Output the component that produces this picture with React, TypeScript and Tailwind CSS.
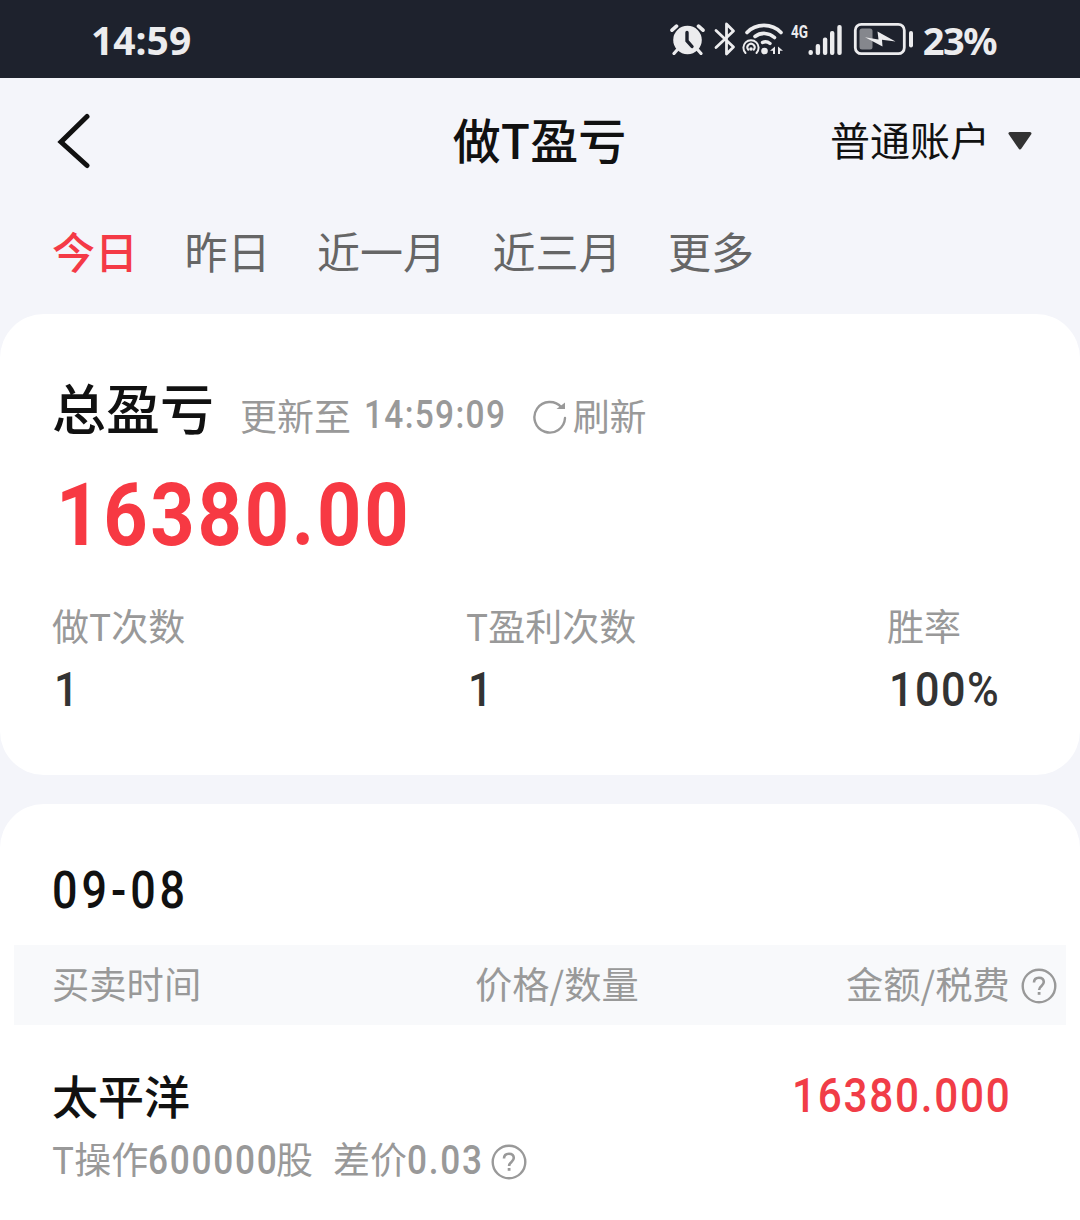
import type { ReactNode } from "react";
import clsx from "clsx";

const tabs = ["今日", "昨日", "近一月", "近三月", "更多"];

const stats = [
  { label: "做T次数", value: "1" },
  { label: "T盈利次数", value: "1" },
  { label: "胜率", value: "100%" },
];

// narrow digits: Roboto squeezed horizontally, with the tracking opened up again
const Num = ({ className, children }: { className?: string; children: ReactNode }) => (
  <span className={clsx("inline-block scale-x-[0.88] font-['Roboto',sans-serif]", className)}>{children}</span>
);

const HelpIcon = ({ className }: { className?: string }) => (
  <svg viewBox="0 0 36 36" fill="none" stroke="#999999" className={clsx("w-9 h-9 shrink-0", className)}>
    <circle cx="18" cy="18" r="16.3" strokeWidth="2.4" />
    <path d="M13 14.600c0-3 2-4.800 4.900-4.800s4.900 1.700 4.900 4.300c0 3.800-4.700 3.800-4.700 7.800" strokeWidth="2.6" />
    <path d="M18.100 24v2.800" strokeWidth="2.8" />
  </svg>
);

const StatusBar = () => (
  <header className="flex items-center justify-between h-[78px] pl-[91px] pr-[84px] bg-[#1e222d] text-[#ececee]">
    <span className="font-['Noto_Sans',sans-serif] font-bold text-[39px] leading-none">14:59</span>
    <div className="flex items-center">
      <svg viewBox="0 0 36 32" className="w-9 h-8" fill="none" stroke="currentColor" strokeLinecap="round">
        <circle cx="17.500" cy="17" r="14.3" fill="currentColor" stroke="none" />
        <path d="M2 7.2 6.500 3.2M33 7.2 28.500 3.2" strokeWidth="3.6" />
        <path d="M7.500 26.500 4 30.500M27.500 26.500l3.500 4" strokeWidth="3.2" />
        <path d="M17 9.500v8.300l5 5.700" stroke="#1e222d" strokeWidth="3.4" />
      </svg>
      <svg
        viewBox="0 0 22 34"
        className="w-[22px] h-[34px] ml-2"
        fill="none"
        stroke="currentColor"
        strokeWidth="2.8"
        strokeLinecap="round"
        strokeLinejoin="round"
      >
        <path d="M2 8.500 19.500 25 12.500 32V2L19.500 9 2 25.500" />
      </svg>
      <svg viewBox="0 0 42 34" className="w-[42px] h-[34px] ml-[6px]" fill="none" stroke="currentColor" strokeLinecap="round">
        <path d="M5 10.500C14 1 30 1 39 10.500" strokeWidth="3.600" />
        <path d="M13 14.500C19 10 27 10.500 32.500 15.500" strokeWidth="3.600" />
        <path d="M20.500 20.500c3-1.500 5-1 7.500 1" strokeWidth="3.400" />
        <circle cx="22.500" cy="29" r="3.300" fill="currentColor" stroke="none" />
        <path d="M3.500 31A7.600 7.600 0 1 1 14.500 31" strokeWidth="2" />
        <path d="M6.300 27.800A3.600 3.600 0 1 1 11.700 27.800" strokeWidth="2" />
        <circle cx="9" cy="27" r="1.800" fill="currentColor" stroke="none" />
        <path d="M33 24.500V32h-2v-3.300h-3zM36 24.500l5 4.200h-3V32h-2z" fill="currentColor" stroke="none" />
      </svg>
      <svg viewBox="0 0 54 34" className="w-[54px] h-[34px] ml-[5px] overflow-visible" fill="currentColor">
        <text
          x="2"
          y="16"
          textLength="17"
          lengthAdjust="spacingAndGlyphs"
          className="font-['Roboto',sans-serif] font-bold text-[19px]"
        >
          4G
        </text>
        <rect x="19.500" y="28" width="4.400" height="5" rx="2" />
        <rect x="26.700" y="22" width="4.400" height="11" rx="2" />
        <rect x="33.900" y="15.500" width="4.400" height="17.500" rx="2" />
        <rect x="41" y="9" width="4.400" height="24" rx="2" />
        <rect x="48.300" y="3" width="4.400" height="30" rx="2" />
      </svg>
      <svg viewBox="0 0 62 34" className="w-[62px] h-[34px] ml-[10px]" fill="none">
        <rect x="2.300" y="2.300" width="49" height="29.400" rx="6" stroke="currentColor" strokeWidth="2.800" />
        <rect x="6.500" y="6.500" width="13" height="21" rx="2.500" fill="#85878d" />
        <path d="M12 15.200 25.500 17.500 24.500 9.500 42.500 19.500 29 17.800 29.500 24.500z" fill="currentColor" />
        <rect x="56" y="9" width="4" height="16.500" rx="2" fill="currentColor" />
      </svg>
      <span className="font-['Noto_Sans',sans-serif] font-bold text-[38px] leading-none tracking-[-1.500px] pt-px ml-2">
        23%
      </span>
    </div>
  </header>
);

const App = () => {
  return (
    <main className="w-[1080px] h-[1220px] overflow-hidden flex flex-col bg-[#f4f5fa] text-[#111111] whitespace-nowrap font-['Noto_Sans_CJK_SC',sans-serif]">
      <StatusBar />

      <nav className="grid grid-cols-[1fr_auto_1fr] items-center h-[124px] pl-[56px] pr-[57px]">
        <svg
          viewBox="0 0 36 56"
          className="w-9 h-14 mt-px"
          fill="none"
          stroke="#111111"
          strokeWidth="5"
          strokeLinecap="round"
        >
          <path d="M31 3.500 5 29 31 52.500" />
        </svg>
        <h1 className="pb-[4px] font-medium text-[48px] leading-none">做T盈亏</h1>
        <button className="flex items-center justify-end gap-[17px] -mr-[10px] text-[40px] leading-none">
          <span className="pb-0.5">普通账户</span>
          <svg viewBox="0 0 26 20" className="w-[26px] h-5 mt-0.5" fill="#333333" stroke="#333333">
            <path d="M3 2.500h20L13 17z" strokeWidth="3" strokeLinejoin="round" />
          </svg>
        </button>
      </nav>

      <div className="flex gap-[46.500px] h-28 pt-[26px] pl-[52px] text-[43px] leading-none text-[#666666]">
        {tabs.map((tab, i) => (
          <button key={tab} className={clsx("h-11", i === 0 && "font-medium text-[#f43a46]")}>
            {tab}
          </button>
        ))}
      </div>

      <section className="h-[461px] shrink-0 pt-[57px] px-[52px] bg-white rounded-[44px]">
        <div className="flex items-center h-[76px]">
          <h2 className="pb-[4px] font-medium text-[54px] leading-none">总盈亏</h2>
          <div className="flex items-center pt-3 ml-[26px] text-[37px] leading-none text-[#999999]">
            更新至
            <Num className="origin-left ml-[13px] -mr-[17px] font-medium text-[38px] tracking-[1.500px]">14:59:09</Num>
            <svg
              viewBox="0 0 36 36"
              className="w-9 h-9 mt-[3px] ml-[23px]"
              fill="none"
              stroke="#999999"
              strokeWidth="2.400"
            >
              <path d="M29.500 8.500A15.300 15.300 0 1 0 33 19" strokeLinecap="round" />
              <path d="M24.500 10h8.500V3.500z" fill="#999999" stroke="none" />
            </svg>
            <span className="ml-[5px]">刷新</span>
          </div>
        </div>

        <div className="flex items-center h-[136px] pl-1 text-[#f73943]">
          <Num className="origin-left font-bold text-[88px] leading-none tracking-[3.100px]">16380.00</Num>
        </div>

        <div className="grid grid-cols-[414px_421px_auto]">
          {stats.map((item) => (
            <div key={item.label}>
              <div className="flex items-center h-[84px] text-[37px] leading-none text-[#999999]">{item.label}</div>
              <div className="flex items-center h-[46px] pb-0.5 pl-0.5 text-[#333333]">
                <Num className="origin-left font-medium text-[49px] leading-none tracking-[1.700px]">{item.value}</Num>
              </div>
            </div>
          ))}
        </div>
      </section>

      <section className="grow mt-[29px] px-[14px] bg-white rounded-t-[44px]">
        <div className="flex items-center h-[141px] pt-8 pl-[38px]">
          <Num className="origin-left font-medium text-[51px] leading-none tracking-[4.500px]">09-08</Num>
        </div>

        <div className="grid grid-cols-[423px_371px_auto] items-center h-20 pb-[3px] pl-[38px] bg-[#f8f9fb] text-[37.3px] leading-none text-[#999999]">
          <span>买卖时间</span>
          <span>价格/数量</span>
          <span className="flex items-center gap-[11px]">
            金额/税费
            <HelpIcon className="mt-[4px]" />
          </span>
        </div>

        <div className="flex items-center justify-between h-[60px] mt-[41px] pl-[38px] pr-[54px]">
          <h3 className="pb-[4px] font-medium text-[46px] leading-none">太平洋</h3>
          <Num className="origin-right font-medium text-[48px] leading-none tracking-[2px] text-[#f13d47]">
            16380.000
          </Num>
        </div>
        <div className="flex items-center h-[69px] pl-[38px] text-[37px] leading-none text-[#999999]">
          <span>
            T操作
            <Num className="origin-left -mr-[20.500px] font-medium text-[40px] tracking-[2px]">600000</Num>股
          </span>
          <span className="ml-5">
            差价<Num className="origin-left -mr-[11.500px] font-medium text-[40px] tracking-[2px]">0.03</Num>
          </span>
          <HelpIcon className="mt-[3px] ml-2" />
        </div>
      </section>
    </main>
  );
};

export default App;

# # # # #

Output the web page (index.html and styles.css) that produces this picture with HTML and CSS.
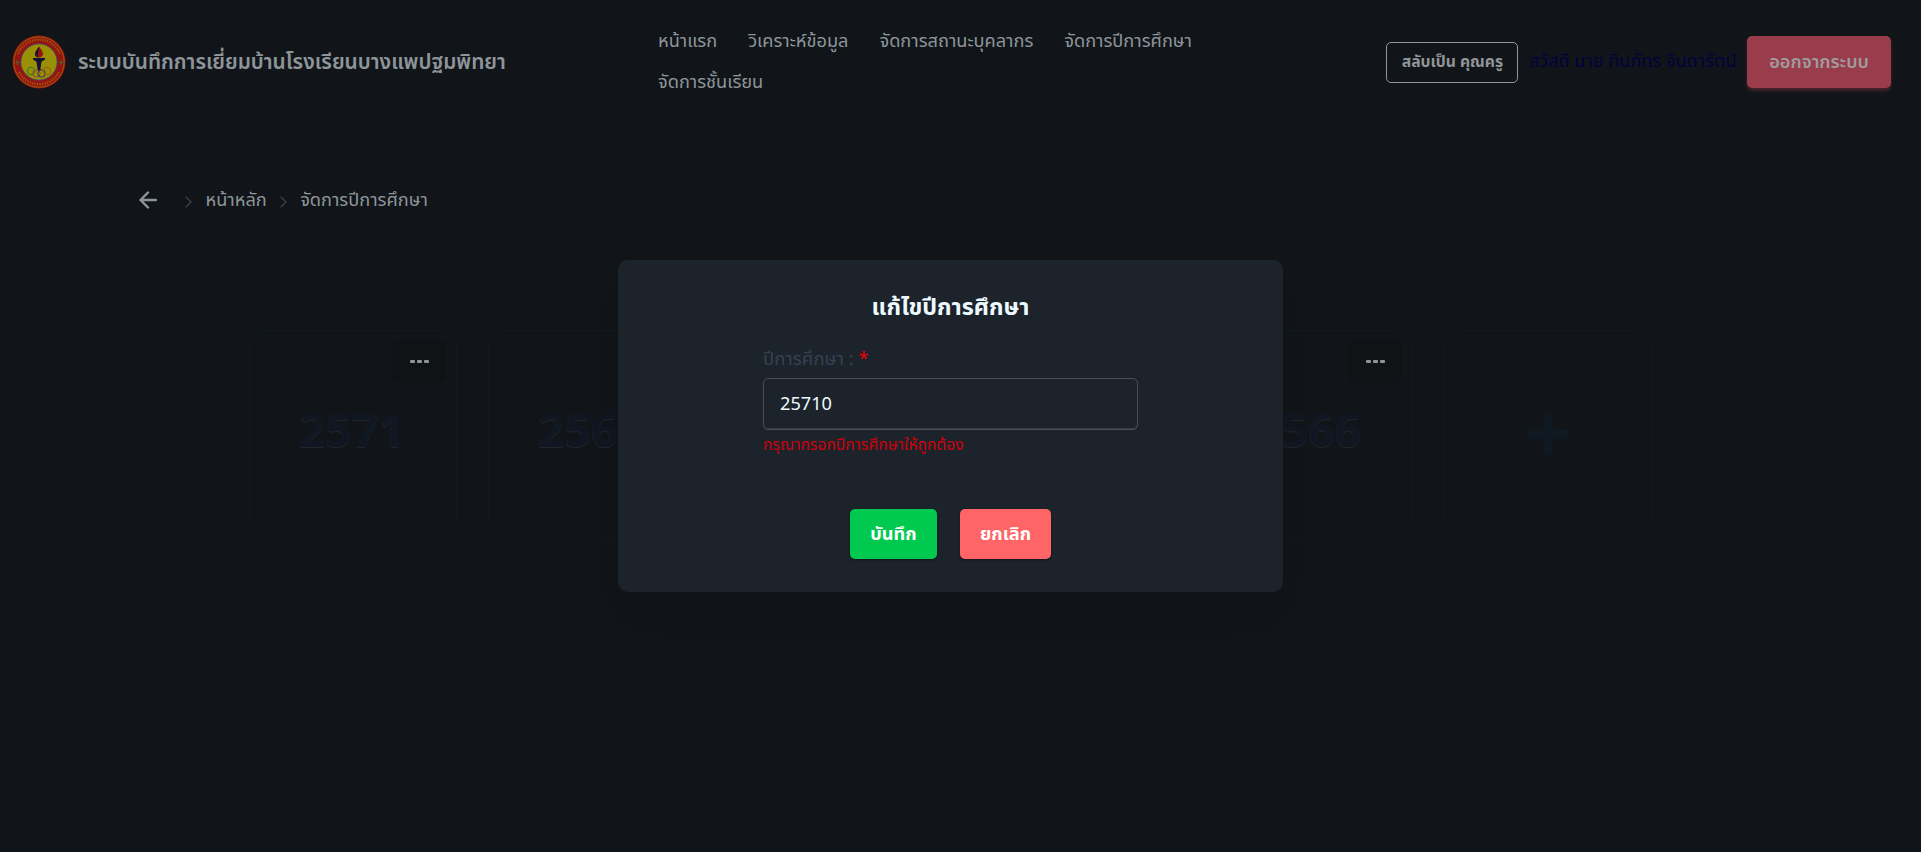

# # # # #

** PROBLEM TO WORK ON **
Filter the records for lines holding the string "that". Copy each one.

** ANSWER TO THE EXERCISE **
Output the component that produces this picture with React, TypeScript and Tailwind CSS.
Output the web page (index.html and styles.css) that produces this picture with HTML and CSS.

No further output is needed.